Tengo un nudo en la garganta, literalmente.

Mis familiares más cercanos lo notaron y me enviaron al médico. El primero concluyó que, por sus características, probablemente se trataba de un lipoma, una acumulación de grasa, y me aconsejó monitorearlo sin intervención adicional. El segundo otorrinolaringólogo coincidió. Ninguno consideró necesario realizar una biopsia o resonancia, y así, bajo la piel del lado izquierdo de mi cuello, permanecio encapsulado un misterio.

Dos años después, la masa creció y monitorearla dejó de ser una opción. Las sensaciones atadas a esta pequeña esfera se intensificaron al igual que mi preocupación. Sentía una incomodidad vaga en el cuello, pero el dolor más grave era mental. Habiendo trabajado en oncología, mi mente se escapaba al escenario más fatal. Me sumergí en pensamientos nihilistas y trágicos. Mis peores miedos –fallarle a mi hija o, simplemente, dejar de existir– me mortificaban.

Ya lo había vivido, también durante el otoño. Surgió entonces otro diagnóstico incierto que, por primera vez, me obligó a enfrentar mi propia mortalidad. La muerte no me era extraña; es algo cotidiano en los hospitales. Pero esta vez era la mía, y me provocaba un punzante miedo, un profundo y anticipado duelo.

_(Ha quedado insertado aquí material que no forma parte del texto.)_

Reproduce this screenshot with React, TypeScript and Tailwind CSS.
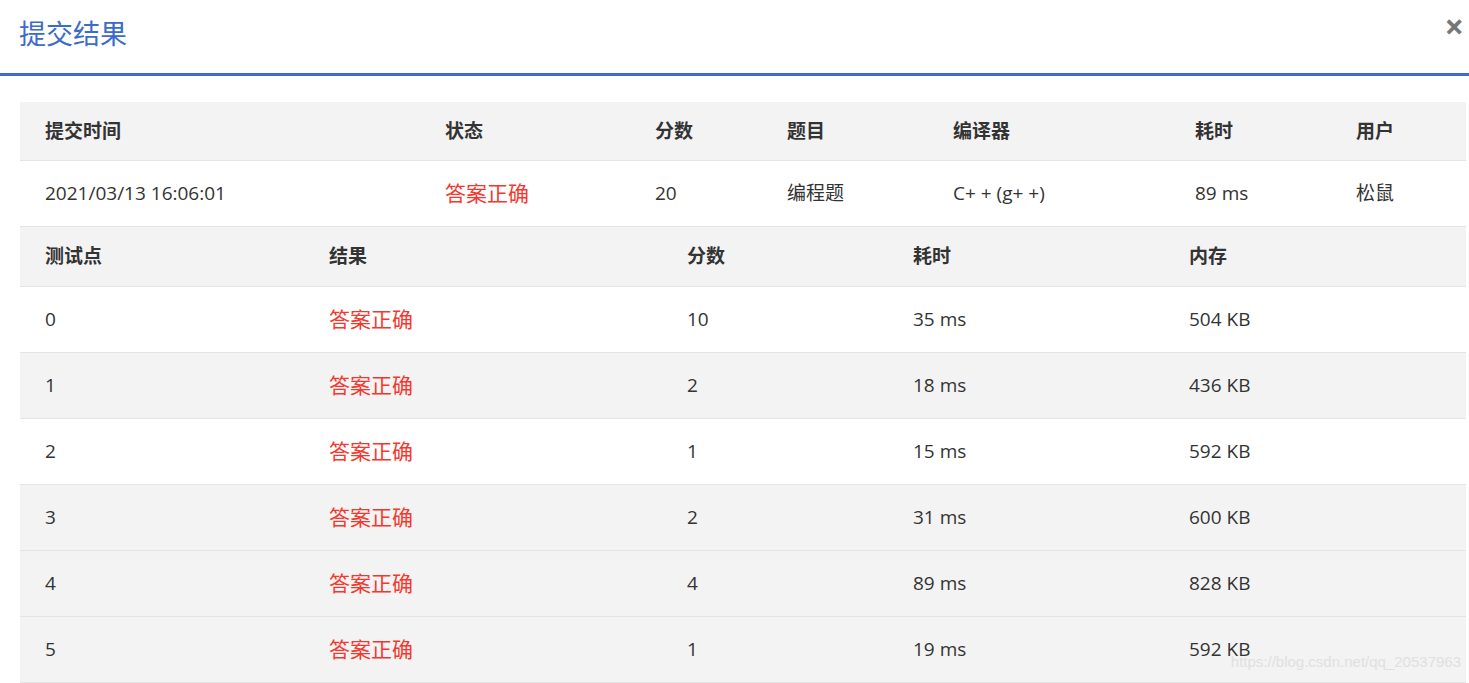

Paradójicamente, sentí un agradecimiento luminoso por la vida, por la oportunidad y el privilegio de ser y estar. Comprendí que hay fuerzas que se extienden más allá de nuestro alcance y que lo único que podemos cuidar es lo que está en nuestras manos. En ese momento, antes de que llegara el diagnóstico final, decidí que me encaminaría hacia la vida y que lo demás… Dios dirá.

El tiempo va diciendo, dice mi mamá.
Hay que saber vivir, dice mi papá.

Durante la temporada otoñal, la vida gira para mostrar su lado oscuro. Hace días fue la segunda luna nueva del otoño, una fase que nos lleva hacia el corazón del ocaso. La luna llena de mediados de noviembre reflejará la plenitud y madurez del otoño, antes de que su brillo comience a menguar y a guiarnos hacia el quieto umbral del invierno.

Los días se acortan y las noches se alargan. La luz declina mientras la oscuridad asciende. Los animales hibernan, y la tierra se repliega en su propio descanso. Nos retiramos a la alcoba de nuestro pecho, espacio infinito y eterno, el otro lado del velo. Ahí emergen nuestros sueños, guardamos nuestros recuerdos. Ahí también reposan las almas de quienes han trascendido, mientras sus cuerpos encuentran en la tierra su descanso eterno, volviendo a ser parte de la materia que sostiene la vida.

El declive de la luz no es extraño ni amenazador, aunque algunos lo vivan como trastorno afectivo estacional. Es una invitación a reconocer nuestra mortalidad y permitir que este reconocimiento le dé sentido a nuestra encarnada existencia. A abrir la pregunta: ¿qué quiero hacer con mi única, preciosa y efímera vida? Y a mantener la pregunta abierta, inconclusa, para que las respuestas caigan dentro.

El ocaso del año es una invitación, también, a tomar nuestra esencia espiritual, a honrar a nuerstros ancestros y antepasados, quienes mediante su trabajo y sacrificio abrieron el camino para que tú y yo nos unamos en estas palabras y en las ideas que evocan.

No somos distintos al canto de las hojas quebradizas, que tiemblan destellantes, se desprenden y cabalgan el viento otoñal para bailar en ronda, besando el suelo. Reposemos con la certeza de que la tierra misma nos acogerá y nos transformará para continuar el pulso de la vida. Confiemos en que la primavera regresará y que nuestro pecho, una vez más, florecerá.